What Safety Precautions are Needed for Mold Preheating?
You have a team working around massive, hot machinery. The preheating process introduces additional risks, and you must ensure that all safety procedures are in place to prevent accidents and injuries.
Safety during preheating involves using certified equipment, ensuring proper ventilation for gas torches, wearing appropriate personal protective equipment (PPE) like heat-resistant gloves and safety glasses, and never leaving the heating process unattended.

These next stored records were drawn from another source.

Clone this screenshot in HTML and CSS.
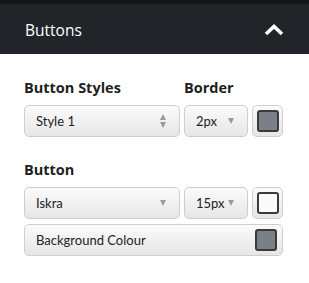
FILE: index.html
```html
<!DOCTYPE html>
<html lang="en">
<head>
    <meta charset="UTF-8">
    <title>Buttons</title>
    <link rel="stylesheet" href="styles.css">
</head>
<body>
    <div class="panel">
        <div class="panel-header">
            <span class="panel-title">Buttons</span>
            <svg class="chevron" width="20" height="12" viewBox="0 0 20 12">
                <path d="M2 10 L10 2.5 L18 10" fill="none" stroke="#fff" stroke-width="3.6" stroke-linejoin="miter"/>
            </svg>
        </div>

        <div class="section">
            <div class="field-grid">
                <label class="field-label">Button Styles</label>
                <label class="field-label">Border</label>
                <span></span>

                <div class="select">
                    <span>Style 1</span>
                    <span class="updown"><i class="up"></i><i class="down"></i></span>
                </div>
                <div class="select">
                    <span>2px</span>
                    <i class="down"></i>
                </div>
                <div class="swatch-btn"><span class="swatch grey"></span></div>
            </div>
        </div>

        <div class="section">
            <div class="field-grid">
                <label class="field-label full">Button</label>

                <div class="select">
                    <span>Iskra</span>
                    <i class="down"></i>
                </div>
                <div class="select">
                    <span>15px</span>
                    <i class="down"></i>
                </div>
                <div class="swatch-btn"><span class="swatch white"></span></div>

                <div class="select full">
                    <span>Background Colour</span>
                    <span class="swatch grey"></span>
                </div>
            </div>
        </div>
    </div>
</body>
</html>
```

FILE: styles.css
```css
body {
    margin: 0;
    font-family: Lato, "Open Sans", sans-serif;
    background-color: #fff;
    color: #1d1f22;
}
.panel-header {
    height: 50px;
    border-top: 4px solid #13171a;
    background-color: #212529;
    display: flex;
    align-items: center;
    justify-content: space-between;
    padding: 0 25px 0 25px;
}
.panel-title {
    font-family: "Open Sans", sans-serif;
    font-size: 15.5px;
    color: #fff;
    padding-top: 1px;
}
.chevron {
    display: block;
    margin-top: 1px;
}
.section {
    padding: 25px 26px 0 24px;
}
.section + .section {
    padding-top: 24px;
}
.field-grid {
    display: grid;
    grid-template-columns: 156px 64px 31px;
    column-gap: 4px;
    row-gap: 5px;
}
.field-label {
    font-family: "Open Sans", sans-serif;
    font-size: 14.5px;
    font-weight: bold;
    line-height: 18px;
    margin-bottom: 3px;
}
.full {
    grid-column: 1 / -1;
}
.select {
    height: 30px;
    border: 1px solid #cfcfcf;
    border-radius: 5px;
    background: linear-gradient(#fbfbfb, #e6e6e6);
    display: flex;
    align-items: center;
    justify-content: space-between;
    padding: 0 12px 0 11px;
    font-size: 13px;
    color: #222;
}
.down, .up {
    display: block;
    width: 0;
    height: 0;
    border-left: 3.5px solid transparent;
    border-right: 3.5px solid transparent;
}
.down {
    border-top: 6px solid #9a9a9a;
}
.up {
    border-bottom: 6px solid #9a9a9a;
    margin-bottom: 2px;
}
.select .down {
    margin-right: 1px;
}
.updown {
    display: flex;
    flex-direction: column;
}
.swatch-btn {
    height: 30px;
    border: 1px solid #cfcfcf;
    border-radius: 5px;
    background: linear-gradient(#fbfbfb, #e6e6e6);
    display: flex;
    align-items: center;
    justify-content: center;
}
.swatch {
    display: block;
    width: 18px;
    height: 18px;
    border: 2px solid #3a3a3a;
    border-radius: 3px;
}
.swatch.grey {
    background-color: #7b8088;
}
.swatch.white {
    background-color: #fafafa;
}
.select .swatch {
    margin-right: -7px;
}
```
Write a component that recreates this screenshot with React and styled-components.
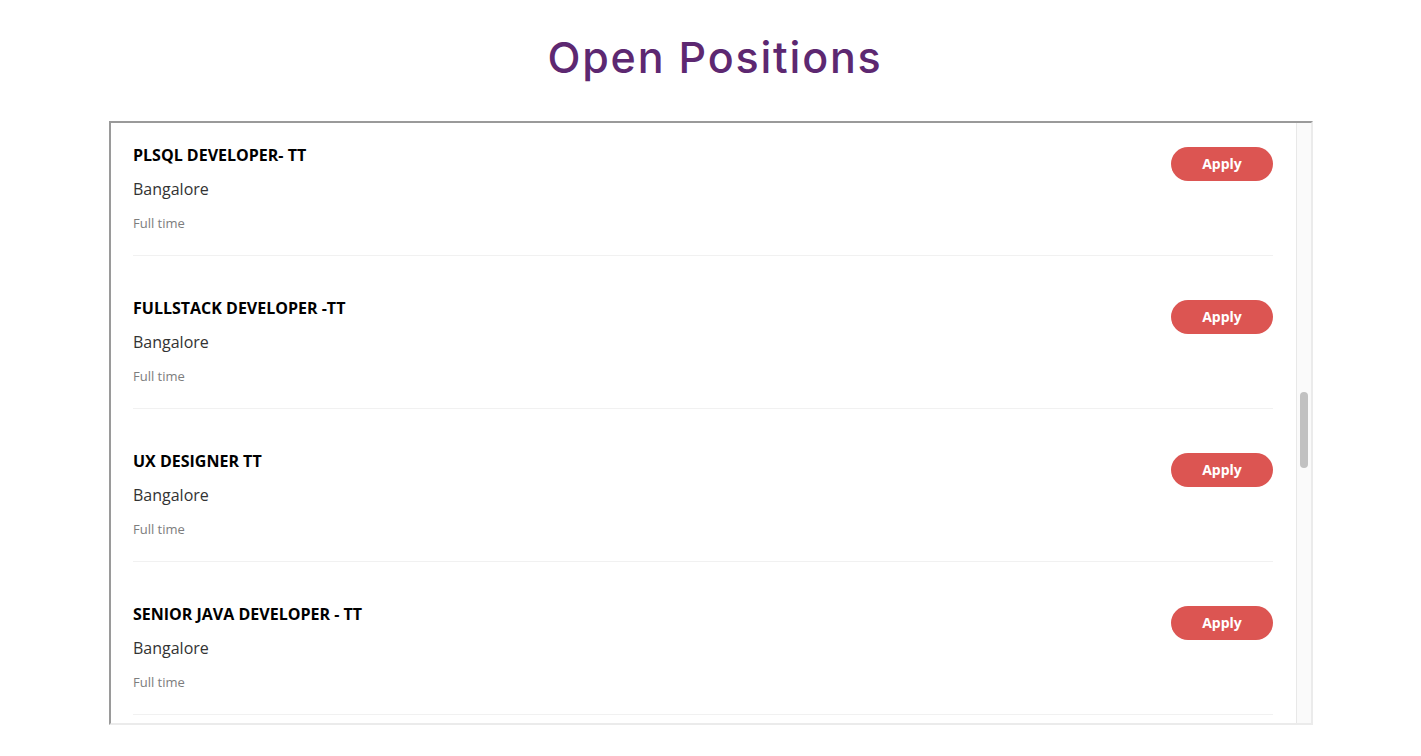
import React from "react";
import styled, { createGlobalStyle } from "styled-components";

const GlobalStyle = createGlobalStyle`
  html, body { margin: 0; padding: 0; background: #ffffff; }
  body { font-family: "Open Sans", "Liberation Sans", sans-serif; }
`;

const Page = styled.main`
  display: flex;
  flex-direction: column;
  align-items: center;
  padding-top: 31px;
`;

const Heading = styled.h1`
  margin: 0 0 38px;
  padding-left: 9px;
  font-family: Inter, "Open Sans", sans-serif;
  font-weight: 500;
  font-size: 43px;
  line-height: 52px;
  color: #5d2871;
  letter-spacing: 1.8px;
`;

const Frame = styled.div`
  display: flex;
  width: 1200px;
  height: 600px;
  border-style: solid;
  border-width: 2px;
  border-color: #9a9a9a #ebebeb #ebebeb #9a9a9a;
  background: #fff;
`;

const Viewport = styled.div`
  flex: 1;
  overflow: hidden;
`;

const ScrollTrack = styled.div`
  box-sizing: border-box;
  width: 15px;
  height: 100%;
  background: #fafafa;
  border-left: 1px solid #e8e8e8;
  padding: 0 3px 0 3px;
`;

const Thumb = styled.div`
  width: 8px;
  border-radius: 4px;
  background: #c1c1c1;
`;

const List = styled.ul`
  list-style: none;
  margin: 0 auto;
  padding: 0;
  width: 1140px;
`;

const Job = styled.li`
  display: flex;
  align-items: flex-start;
  justify-content: space-between;
  padding: 41px 0 22px;
  border-bottom: 1px solid #f1f1f1;

  &:first-child {
    padding-top: 21px;
  }
`;

const Info = styled.div`
  display: flex;
  flex-direction: column;
`;

const Title = styled.h3`
  margin: 0 0 11px;
  font-size: 16px;
  line-height: 22px;
  font-weight: 700;
  color: #000;
  text-transform: uppercase;
`;

const Location = styled.p`
  margin: 0 0 12px;
  font-size: 16px;
  line-height: 24px;
  color: #333;
`;

const Kind = styled.span`
  font-size: 13px;
  line-height: 20px;
  color: #7d7d7d;
`;

const ApplyButton = styled.button`
  margin-top: 3px;
  width: 102px;
  height: 34px;
  border: none;
  border-radius: 17px;
  background: #dc5552;
  color: #fff;
  font-family: "Open Sans", sans-serif;
  font-size: 14px;
  line-height: 33px;
  font-weight: 700;
  cursor: pointer;
  padding: 0 0 1px;
`;

const jobs = [
  "PLSQL Developer- TT",
  "Fullstack Developer -TT",
  "UX Designer TT",
  "Senior Java Developer - TT",
];

// scroll state of the list (total content vs. visible height)
const VIEW_H = 600;
const CONTENT_H = 4737;
const SCROLL_TOP = 2124;

export default function App() {
  const thumbH = Math.round((VIEW_H * VIEW_H) / CONTENT_H);
  const thumbTop = Math.round(
    (SCROLL_TOP / (CONTENT_H - VIEW_H)) * (VIEW_H - thumbH)
  );

  return (
    <>
      <GlobalStyle />
      <Page>
        <Heading>Open Positions</Heading>
        <Frame>
          <Viewport>
            <List>
              {jobs.map((t) => (
                <Job key={t}>
                  <Info>
                    <Title>{t}</Title>
                    <Location>Bangalore</Location>
                    <Kind>Full time</Kind>
                  </Info>
                  <ApplyButton>Apply</ApplyButton>
                </Job>
              ))}
            </List>
          </Viewport>
          <ScrollTrack>
            <Thumb style={{ marginTop: thumbTop, height: thumbH }} />
          </ScrollTrack>
        </Frame>
      </Page>
    </>
  );
}
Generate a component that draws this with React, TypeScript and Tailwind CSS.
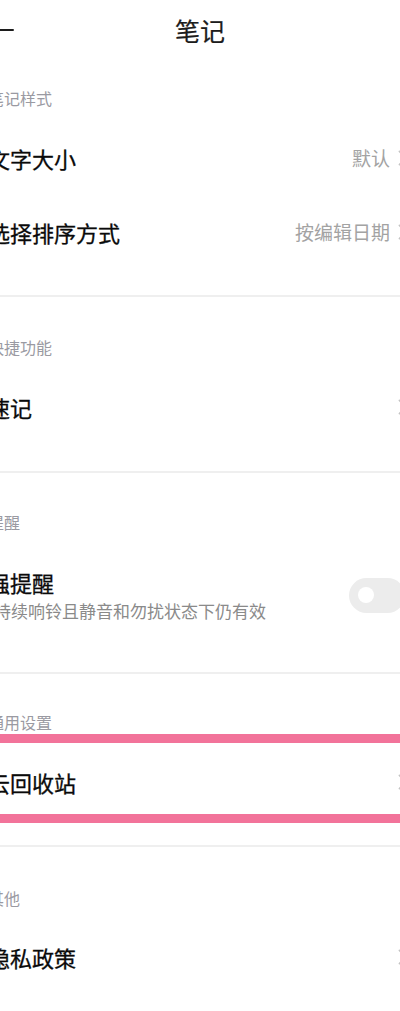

Safety is the number one priority in any manufacturing facility. Preheating a large steel die to over 200°C introduces significant hazards that must be managed. When using external gas torches, the biggest risks are fire and exposure to fumes, so this must be done in a well-ventilated area by trained personnel. Using electric or oil-based mold temperature controllers is generally safer as the system is enclosed. However, the risk of burns from touching the hot mold, platens, or fluid lines is very real. At our facility, a strict "lockout/tagout" procedure is in place during setup and preheating. All personnel working in the cell must wear full PPE, including heat-resistant gloves, sleeves, safety glasses, and steel-toed boots. We also use thermal imaging cameras to verify mold temperatures from a safe distance, rather than having to touch the surface. Clear procedures and constant training are not optional; they are essential for protecting our team. For a Supplier Quality Engineer like Jure, seeing these robust safety protocols during an audit is a key indicator of a professional and reliable supplier.
Conclusion
Properly preheating your mold is not an optional step. It is a fundamental requirement for protecting your tooling, ensuring consistent quality, and achieving the cost-effective, rational use of aluminum casting in manufacturing.